■ SHORT EXERCISE ■
Quote, without change, all of the lines that follow.

• • • • •

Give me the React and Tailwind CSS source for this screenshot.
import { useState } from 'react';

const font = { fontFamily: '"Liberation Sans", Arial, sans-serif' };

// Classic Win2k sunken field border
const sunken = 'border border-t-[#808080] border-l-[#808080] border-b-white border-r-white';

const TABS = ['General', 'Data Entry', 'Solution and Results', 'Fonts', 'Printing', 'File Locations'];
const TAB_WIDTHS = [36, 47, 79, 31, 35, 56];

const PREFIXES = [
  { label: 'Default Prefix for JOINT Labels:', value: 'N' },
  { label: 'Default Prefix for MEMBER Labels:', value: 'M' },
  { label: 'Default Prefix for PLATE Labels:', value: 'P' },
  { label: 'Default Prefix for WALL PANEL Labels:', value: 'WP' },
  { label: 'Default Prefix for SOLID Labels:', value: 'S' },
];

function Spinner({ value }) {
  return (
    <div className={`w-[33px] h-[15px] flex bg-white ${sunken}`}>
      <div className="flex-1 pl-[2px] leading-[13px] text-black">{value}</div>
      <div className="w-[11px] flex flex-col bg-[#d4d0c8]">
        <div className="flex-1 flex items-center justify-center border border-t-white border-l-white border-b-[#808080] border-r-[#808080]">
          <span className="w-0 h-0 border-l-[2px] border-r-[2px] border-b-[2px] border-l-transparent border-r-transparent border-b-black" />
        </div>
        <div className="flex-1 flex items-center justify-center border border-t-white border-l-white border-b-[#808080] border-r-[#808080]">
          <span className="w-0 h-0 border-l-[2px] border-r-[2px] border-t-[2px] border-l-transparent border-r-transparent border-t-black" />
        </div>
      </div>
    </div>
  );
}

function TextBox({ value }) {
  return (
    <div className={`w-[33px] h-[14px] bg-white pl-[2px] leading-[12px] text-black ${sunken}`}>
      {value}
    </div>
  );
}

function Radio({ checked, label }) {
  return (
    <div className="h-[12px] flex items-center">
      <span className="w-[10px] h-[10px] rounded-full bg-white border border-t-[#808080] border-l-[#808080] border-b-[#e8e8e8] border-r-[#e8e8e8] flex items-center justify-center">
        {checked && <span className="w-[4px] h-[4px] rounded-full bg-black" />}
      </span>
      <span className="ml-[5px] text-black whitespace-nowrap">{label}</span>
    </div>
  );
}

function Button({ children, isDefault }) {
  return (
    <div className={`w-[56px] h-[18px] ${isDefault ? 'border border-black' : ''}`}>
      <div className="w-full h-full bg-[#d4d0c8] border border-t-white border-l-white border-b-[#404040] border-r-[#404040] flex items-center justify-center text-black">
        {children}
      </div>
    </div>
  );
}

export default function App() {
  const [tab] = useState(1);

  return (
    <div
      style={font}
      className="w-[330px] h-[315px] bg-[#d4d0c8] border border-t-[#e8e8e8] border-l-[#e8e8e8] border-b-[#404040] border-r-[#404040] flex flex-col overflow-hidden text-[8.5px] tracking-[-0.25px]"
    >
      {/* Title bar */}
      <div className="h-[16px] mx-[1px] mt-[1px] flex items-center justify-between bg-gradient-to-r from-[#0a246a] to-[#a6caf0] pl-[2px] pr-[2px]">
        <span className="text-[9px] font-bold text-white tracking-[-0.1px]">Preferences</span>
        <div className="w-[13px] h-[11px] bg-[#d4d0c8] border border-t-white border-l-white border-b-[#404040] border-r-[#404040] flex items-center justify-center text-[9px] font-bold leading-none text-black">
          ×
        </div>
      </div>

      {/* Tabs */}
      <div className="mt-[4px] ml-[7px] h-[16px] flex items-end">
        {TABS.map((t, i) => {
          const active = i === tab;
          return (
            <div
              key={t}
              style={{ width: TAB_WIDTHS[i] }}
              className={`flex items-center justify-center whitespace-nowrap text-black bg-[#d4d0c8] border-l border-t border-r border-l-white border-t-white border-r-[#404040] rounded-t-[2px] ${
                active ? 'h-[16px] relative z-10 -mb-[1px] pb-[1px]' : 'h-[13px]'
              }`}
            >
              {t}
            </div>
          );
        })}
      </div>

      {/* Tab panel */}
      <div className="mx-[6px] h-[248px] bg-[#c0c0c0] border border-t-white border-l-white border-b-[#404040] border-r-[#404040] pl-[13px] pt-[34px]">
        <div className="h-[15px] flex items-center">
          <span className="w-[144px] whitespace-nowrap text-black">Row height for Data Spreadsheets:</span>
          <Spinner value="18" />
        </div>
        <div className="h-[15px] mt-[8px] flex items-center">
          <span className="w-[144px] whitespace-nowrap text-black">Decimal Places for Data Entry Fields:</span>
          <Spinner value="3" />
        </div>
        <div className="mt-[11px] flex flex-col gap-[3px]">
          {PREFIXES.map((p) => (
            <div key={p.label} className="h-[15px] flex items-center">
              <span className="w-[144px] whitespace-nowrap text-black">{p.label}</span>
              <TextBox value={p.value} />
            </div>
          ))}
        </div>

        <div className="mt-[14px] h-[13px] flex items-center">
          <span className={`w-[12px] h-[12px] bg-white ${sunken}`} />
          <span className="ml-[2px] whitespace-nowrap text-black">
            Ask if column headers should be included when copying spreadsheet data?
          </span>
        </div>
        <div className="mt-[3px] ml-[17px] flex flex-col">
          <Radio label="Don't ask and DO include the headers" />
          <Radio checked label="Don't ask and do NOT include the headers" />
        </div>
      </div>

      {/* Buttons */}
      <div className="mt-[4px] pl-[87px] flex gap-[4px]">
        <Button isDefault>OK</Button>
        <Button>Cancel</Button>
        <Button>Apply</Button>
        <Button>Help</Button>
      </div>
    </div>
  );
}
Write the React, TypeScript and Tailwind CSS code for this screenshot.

• • • • •

■ OUTPUT OF THE TASK ■
Give me the React and Tailwind CSS source for this screenshot.
import { useState } from 'react';

const font = { fontFamily: '"Liberation Sans", Arial, sans-serif' };

// Classic Win2k sunken field border
const sunken = 'border border-t-[#808080] border-l-[#808080] border-b-white border-r-white';

const TABS = ['General', 'Data Entry', 'Solution and Results', 'Fonts', 'Printing', 'File Locations'];
const TAB_WIDTHS = [36, 47, 79, 31, 35, 56];

const PREFIXES = [
  { label: 'Default Prefix for JOINT Labels:', value: 'N' },
  { label: 'Default Prefix for MEMBER Labels:', value: 'M' },
  { label: 'Default Prefix for PLATE Labels:', value: 'P' },
  { label: 'Default Prefix for WALL PANEL Labels:', value: 'WP' },
  { label: 'Default Prefix for SOLID Labels:', value: 'S' },
];

function Spinner({ value }) {
  return (
    <div className={`w-[33px] h-[15px] flex bg-white ${sunken}`}>
      <div className="flex-1 pl-[2px] leading-[13px] text-black">{value}</div>
      <div className="w-[11px] flex flex-col bg-[#d4d0c8]">
        <div className="flex-1 flex items-center justify-center border border-t-white border-l-white border-b-[#808080] border-r-[#808080]">
          <span className="w-0 h-0 border-l-[2px] border-r-[2px] border-b-[2px] border-l-transparent border-r-transparent border-b-black" />
        </div>
        <div className="flex-1 flex items-center justify-center border border-t-white border-l-white border-b-[#808080] border-r-[#808080]">
          <span className="w-0 h-0 border-l-[2px] border-r-[2px] border-t-[2px] border-l-transparent border-r-transparent border-t-black" />
        </div>
      </div>
    </div>
  );
}

function TextBox({ value }) {
  return (
    <div className={`w-[33px] h-[14px] bg-white pl-[2px] leading-[12px] text-black ${sunken}`}>
      {value}
    </div>
  );
}

function Radio({ checked, label }) {
  return (
    <div className="h-[12px] flex items-center">
      <span className="w-[10px] h-[10px] rounded-full bg-white border border-t-[#808080] border-l-[#808080] border-b-[#e8e8e8] border-r-[#e8e8e8] flex items-center justify-center">
        {checked && <span className="w-[4px] h-[4px] rounded-full bg-black" />}
      </span>
      <span className="ml-[5px] text-black whitespace-nowrap">{label}</span>
    </div>
  );
}

function Button({ children, isDefault }) {
  return (
    <div className={`w-[56px] h-[18px] ${isDefault ? 'border border-black' : ''}`}>
      <div className="w-full h-full bg-[#d4d0c8] border border-t-white border-l-white border-b-[#404040] border-r-[#404040] flex items-center justify-center text-black">
        {children}
      </div>
    </div>
  );
}

export default function App() {
  const [tab] = useState(1);

  return (
    <div
      style={font}
      className="w-[330px] h-[315px] bg-[#d4d0c8] border border-t-[#e8e8e8] border-l-[#e8e8e8] border-b-[#404040] border-r-[#404040] flex flex-col overflow-hidden text-[8.5px] tracking-[-0.25px]"
    >
      {/* Title bar */}
      <div className="h-[16px] mx-[1px] mt-[1px] flex items-center justify-between bg-gradient-to-r from-[#0a246a] to-[#a6caf0] pl-[2px] pr-[2px]">
        <span className="text-[9px] font-bold text-white tracking-[-0.1px]">Preferences</span>
        <div className="w-[13px] h-[11px] bg-[#d4d0c8] border border-t-white border-l-white border-b-[#404040] border-r-[#404040] flex items-center justify-center text-[9px] font-bold leading-none text-black">
          ×
        </div>
      </div>

      {/* Tabs */}
      <div className="mt-[4px] ml-[7px] h-[16px] flex items-end">
        {TABS.map((t, i) => {
          const active = i === tab;
          return (
            <div
              key={t}
              style={{ width: TAB_WIDTHS[i] }}
              className={`flex items-center justify-center whitespace-nowrap text-black bg-[#d4d0c8] border-l border-t border-r border-l-white border-t-white border-r-[#404040] rounded-t-[2px] ${
                active ? 'h-[16px] relative z-10 -mb-[1px] pb-[1px]' : 'h-[13px]'
              }`}
            >
              {t}
            </div>
          );
        })}
      </div>

      {/* Tab panel */}
      <div className="mx-[6px] h-[248px] bg-[#c0c0c0] border border-t-white border-l-white border-b-[#404040] border-r-[#404040] pl-[13px] pt-[34px]">
        <div className="h-[15px] flex items-center">
          <span className="w-[144px] whitespace-nowrap text-black">Row height for Data Spreadsheets:</span>
          <Spinner value="18" />
        </div>
        <div className="h-[15px] mt-[8px] flex items-center">
          <span className="w-[144px] whitespace-nowrap text-black">Decimal Places for Data Entry Fields:</span>
          <Spinner value="3" />
        </div>
        <div className="mt-[11px] flex flex-col gap-[3px]">
          {PREFIXES.map((p) => (
            <div key={p.label} className="h-[15px] flex items-center">
              <span className="w-[144px] whitespace-nowrap text-black">{p.label}</span>
              <TextBox value={p.value} />
            </div>
          ))}
        </div>

        <div className="mt-[14px] h-[13px] flex items-center">
          <span className={`w-[12px] h-[12px] bg-white ${sunken}`} />
          <span className="ml-[2px] whitespace-nowrap text-black">
            Ask if column headers should be included when copying spreadsheet data?
          </span>
        </div>
        <div className="mt-[3px] ml-[17px] flex flex-col">
          <Radio label="Don't ask and DO include the headers" />
          <Radio checked label="Don't ask and do NOT include the headers" />
        </div>
      </div>

      {/* Buttons */}
      <div className="mt-[4px] pl-[87px] flex gap-[4px]">
        <Button isDefault>OK</Button>
        <Button>Cancel</Button>
        <Button>Apply</Button>
        <Button>Help</Button>
      </div>
    </div>
  );
}
Write the React, TypeScript and Tailwind CSS code for this screenshot.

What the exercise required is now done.